A Future Built on Understanding, Not Anxiety
“When I think about the future of Somerset, AnnuityFYI, and Conquering Retirement with AnnuityFYI, I don’t think first about scale or expansion. I think about how people feel when they’re trying to make decisions about retirement. Too many people still approach that phase of life feeling confused, pressured, or unsure whom to trust. Our long-term vision is to change that experience entirely.
What we are building is a dependable, easy-to-use ecosystem where people can learn at their own pace—without sales pressure, without hidden agendas, and without needing a financial background to understand what they’re reading or hearing. Education will continue to be the foundation. That means expanding our resources across formats—web, audio, and new platforms—so people can engage in the way that suits them best.
At the same time, we are committed to continually raising the bar on quality and clarity. Financial products and regulations evolve, and our responsibility is to stay ahead of those changes while making complex topics easier to understand and easier to compare. If someone walks away with fewer questions and more confidence than they had before, we’ve done our job.

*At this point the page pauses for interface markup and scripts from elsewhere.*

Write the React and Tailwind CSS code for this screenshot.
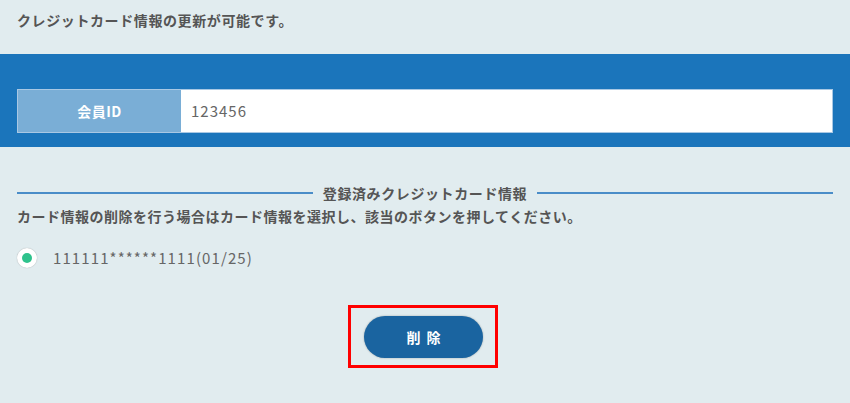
export default function App() {
    return (
        <div className="min-h-[403px] w-full bg-[#e1ecef] text-[#555] font-['Noto_Sans_CJK_JP','Noto_Sans',sans-serif]">
            {/* intro */}
            <div className="px-[17px] pt-[9px] h-[54px]">
                <p className="text-[14px] font-bold leading-[22px] tracking-[0.6px]">クレジットカード情報の更新が可能です。</p>
            </div>

            {/* member id band */}
            <div className="bg-[#1b75bb] h-[93px] px-[17px] pt-[35px]">
                <div className="flex h-[44px] border border-[#a9c8e4]">
                    <div className="w-[163px] bg-[#7aaed6] flex items-center justify-center text-white text-[14px] font-bold tracking-[0.5px]">
                        会員ID
                    </div>
                    <div className="flex-1 bg-white flex items-center pl-[10px] text-[15px] text-[#666] tracking-[1px]">
                        123456
                    </div>
                </div>
            </div>

            {/* card list */}
            <div className="px-[17px] pt-[35px]">
                <div className="flex items-center gap-[10px]">
                    <div className="flex-1 h-[2px] bg-[#4a8dc8]"></div>
                    <span className="text-[14px] font-bold leading-[22px] tracking-[0.6px]">登録済みクレジットカード情報</span>
                    <div className="flex-1 h-[2px] bg-[#4a8dc8]"></div>
                </div>
                <p className="text-[14px] font-bold leading-[22px] mt-[1px] tracking-[0.5px]">
                    カード情報の削除を行う場合はカード情報を選択し、該当のボタンを押してください。
                </p>
                <label className="flex items-center mt-[19px] h-[24px]">
                    <span className="w-[20px] h-[20px] rounded-full bg-white shadow-[0_0_1px_rgba(0,0,0,0.35)] flex items-center justify-center">
                        <span className="w-[10px] h-[10px] rounded-full bg-[#2ec28c]"></span>
                    </span>
                    <span className="ml-[16px] text-[15px] text-[#666] tracking-[1.1px]">111111******1111(01/25)</span>
                </label>

                <div className="flex justify-center mt-[35px] pr-[4px]">
                    <div className="w-[150px] h-[63px] border-[3px] border-[#ff0000] flex items-center justify-center pl-[1px] pt-[1px]">
                        <button className="w-[119px] h-[42px] rounded-full bg-[#1a64a0] text-white text-[14px] font-bold tracking-[6px] pl-[6px] shadow-[0_0_2px_rgba(0,0,0,0.3)]">
                            削除
                        </button>
                    </div>
                </div>
            </div>
        </div>
    );
}
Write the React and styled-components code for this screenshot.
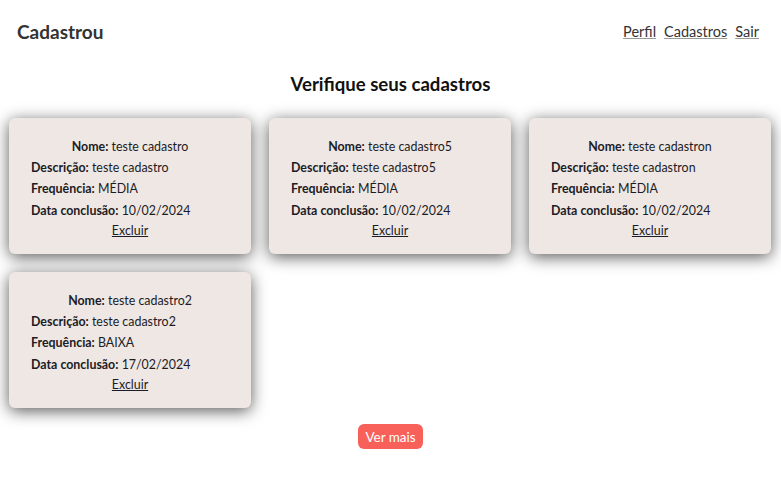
import React from "react";
import styled, { createGlobalStyle } from "styled-components";

const GlobalStyle = createGlobalStyle`
  * { box-sizing: border-box; }
  body {
    margin: 0;
    background: #ffffff;
    font-family: Lato, "Open Sans", sans-serif;
    color: #1c1c24;
  }
`;

const Header = styled.header`
  display: flex;
  align-items: center;
  justify-content: space-between;
  height: 62px;
  padding: 0 22px 0 17px;
`;

const Brand = styled.h1`
  margin: 0;
  font-size: 19px;
  font-weight: 700;
  color: #333333;
`;

const Nav = styled.nav`
  display: flex;
  gap: 8px;
`;

const NavLink = styled.a`
  font-size: 14.5px;
  color: #333333;
  text-decoration: underline;
  text-decoration-color: #999;
  cursor: pointer;
`;

const Title = styled.h2`
  margin: 10px 0 0;
  height: 25px;
  line-height: 25px;
  text-align: center;
  font-size: 18.6px;
  font-weight: 700;
  color: #111111;
`;

const Grid = styled.section`
  display: flex;
  flex-wrap: wrap;
  gap: 18px;
  padding: 21px 9px 0;
`;

const Card = styled.article`
  width: 242px;
  height: 136px;
  padding: 21px 22px 0;
  background: #efe7e4;
  border-radius: 6px;
  box-shadow: 0 3px 16px rgba(0, 0, 0, 0.65);
  font-size: 12.4px;
`;

const Line = styled.p`
  margin: 0 0 ${(p) => p.$gap || 5}px;
  line-height: 16px;
  text-align: ${(p) => (p.$center ? "center" : "left")};
`;

const Label = styled.strong`
  font-weight: 700;
`;

const Remove = styled.a`
  display: block;
  text-align: center;
  text-decoration: underline;
  color: #1c1c24;
  line-height: 16px;
  cursor: pointer;
`;

const Footer = styled.div`
  display: flex;
  justify-content: center;
  padding-top: 16px;
`;

const MoreButton = styled.button`
  height: 25px;
  padding: 0 7px;
  border: none;
  border-radius: 6px;
  background: #f8615a;
  color: #ffffff;
  font-family: Lato, sans-serif;
  font-size: 13.5px;
  cursor: pointer;
`;

const items = [
  { nome: "teste cadastro", desc: "teste cadastro", freq: "MÉDIA", data: "10/02/2024" },
  { nome: "teste cadastro5", desc: "teste cadastro5", freq: "MÉDIA", data: "10/02/2024" },
  { nome: "teste cadastron", desc: "teste cadastron", freq: "MÉDIA", data: "10/02/2024" },
  { nome: "teste cadastro2", desc: "teste cadastro2", freq: "BAIXA", data: "17/02/2024" },
];

export default function App() {
  return (
    <>
      <GlobalStyle />
      <Header>
        <Brand>Cadastrou</Brand>
        <Nav>
          <NavLink>Perfil</NavLink>
          <NavLink>Cadastros</NavLink>
          <NavLink>Sair</NavLink>
        </Nav>
      </Header>
      <Title>Verifique seus cadastros</Title>
      <Grid>
        {items.map((it, i) => (
          <Card key={i}>
            <Line $center $gap={5}>
              <Label>Nome:</Label> {it.nome}
            </Line>
            <Line>
              <Label>Descrição:</Label> {it.desc}
            </Line>
            <Line $gap={6}>
              <Label>Frequência:</Label> {it.freq}
            </Line>
            <Line $gap={4}>
              <Label>Data conclusão:</Label> {it.data}
            </Line>
            <Remove>Excluir</Remove>
          </Card>
        ))}
      </Grid>
      <Footer>
        <MoreButton>Ver mais</MoreButton>
      </Footer>
    </>
  );
}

Beyond articles, tools, or podcast episodes, the larger goal is confidence. I want independent learning to feel like a natural part of responsible retirement planning—not something people are intimidated by or avoid. When individuals understand their options, they make better decisions, and they sleep better at night.
Everything we do is guided by that outcome. If Somerset and AnnuityFYI can help more people move toward retirement with clarity, security, and peace of mind, then we are building something that will matter—long after trends, products, and market cycles change.”